Each line containing the word "React" needs to be copied.

───── STORED DATA ─────

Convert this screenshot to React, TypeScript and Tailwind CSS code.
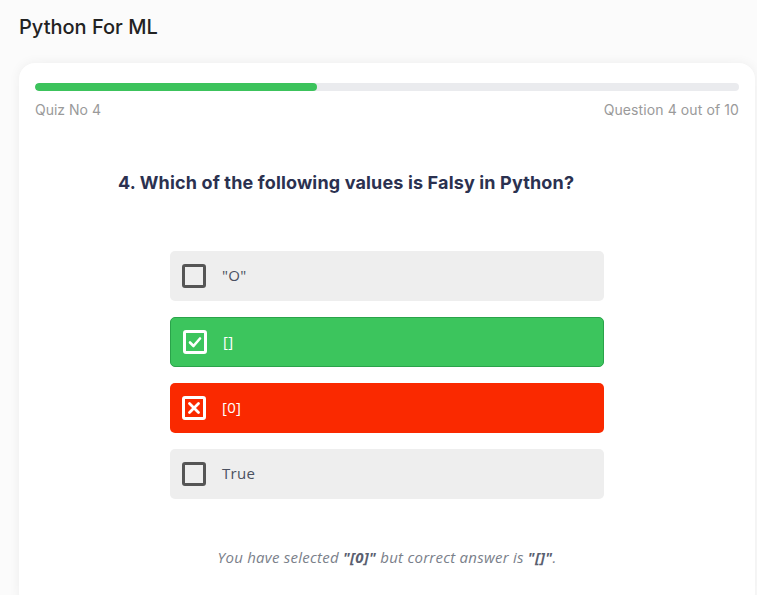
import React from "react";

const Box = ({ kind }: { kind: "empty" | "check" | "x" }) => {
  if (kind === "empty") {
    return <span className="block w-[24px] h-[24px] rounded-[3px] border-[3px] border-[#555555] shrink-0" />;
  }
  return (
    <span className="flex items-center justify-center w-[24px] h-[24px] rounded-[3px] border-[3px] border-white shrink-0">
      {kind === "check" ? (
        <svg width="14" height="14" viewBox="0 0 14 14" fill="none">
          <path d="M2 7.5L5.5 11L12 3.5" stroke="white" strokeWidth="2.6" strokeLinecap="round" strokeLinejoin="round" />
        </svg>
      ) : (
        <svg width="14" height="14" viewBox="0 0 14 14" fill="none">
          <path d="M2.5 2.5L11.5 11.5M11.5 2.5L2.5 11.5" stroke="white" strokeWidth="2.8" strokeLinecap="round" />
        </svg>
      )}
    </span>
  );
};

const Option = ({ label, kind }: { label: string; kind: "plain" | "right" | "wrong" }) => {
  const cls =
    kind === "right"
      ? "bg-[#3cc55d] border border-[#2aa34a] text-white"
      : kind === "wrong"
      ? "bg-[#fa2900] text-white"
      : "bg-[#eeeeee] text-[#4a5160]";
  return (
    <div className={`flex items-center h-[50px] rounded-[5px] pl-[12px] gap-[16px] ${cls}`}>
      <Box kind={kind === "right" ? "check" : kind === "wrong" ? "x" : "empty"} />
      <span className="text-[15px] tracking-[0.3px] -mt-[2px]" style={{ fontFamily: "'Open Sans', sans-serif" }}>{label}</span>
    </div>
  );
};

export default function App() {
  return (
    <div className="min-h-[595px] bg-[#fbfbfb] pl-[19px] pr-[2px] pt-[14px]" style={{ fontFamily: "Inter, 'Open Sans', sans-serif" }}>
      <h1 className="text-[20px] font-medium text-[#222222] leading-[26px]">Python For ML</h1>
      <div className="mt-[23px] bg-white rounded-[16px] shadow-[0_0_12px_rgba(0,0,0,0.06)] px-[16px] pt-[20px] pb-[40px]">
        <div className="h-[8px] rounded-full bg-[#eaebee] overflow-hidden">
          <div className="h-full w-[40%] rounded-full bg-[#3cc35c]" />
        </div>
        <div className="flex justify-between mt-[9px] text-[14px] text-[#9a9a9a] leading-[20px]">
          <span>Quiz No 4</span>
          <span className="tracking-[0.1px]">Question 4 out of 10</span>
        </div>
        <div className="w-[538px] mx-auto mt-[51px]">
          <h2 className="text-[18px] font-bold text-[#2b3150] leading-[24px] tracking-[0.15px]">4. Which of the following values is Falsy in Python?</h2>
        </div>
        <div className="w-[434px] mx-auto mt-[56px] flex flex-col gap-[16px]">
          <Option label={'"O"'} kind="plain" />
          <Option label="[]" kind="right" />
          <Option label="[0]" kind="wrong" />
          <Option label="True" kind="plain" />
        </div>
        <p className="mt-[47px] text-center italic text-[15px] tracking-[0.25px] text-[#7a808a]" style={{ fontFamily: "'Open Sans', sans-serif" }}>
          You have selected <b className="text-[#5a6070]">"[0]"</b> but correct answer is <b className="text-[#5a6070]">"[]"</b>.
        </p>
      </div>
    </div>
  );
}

─────

**TASK OUTPUT:**
Convert this screenshot to React, TypeScript and Tailwind CSS code.
import React from "react";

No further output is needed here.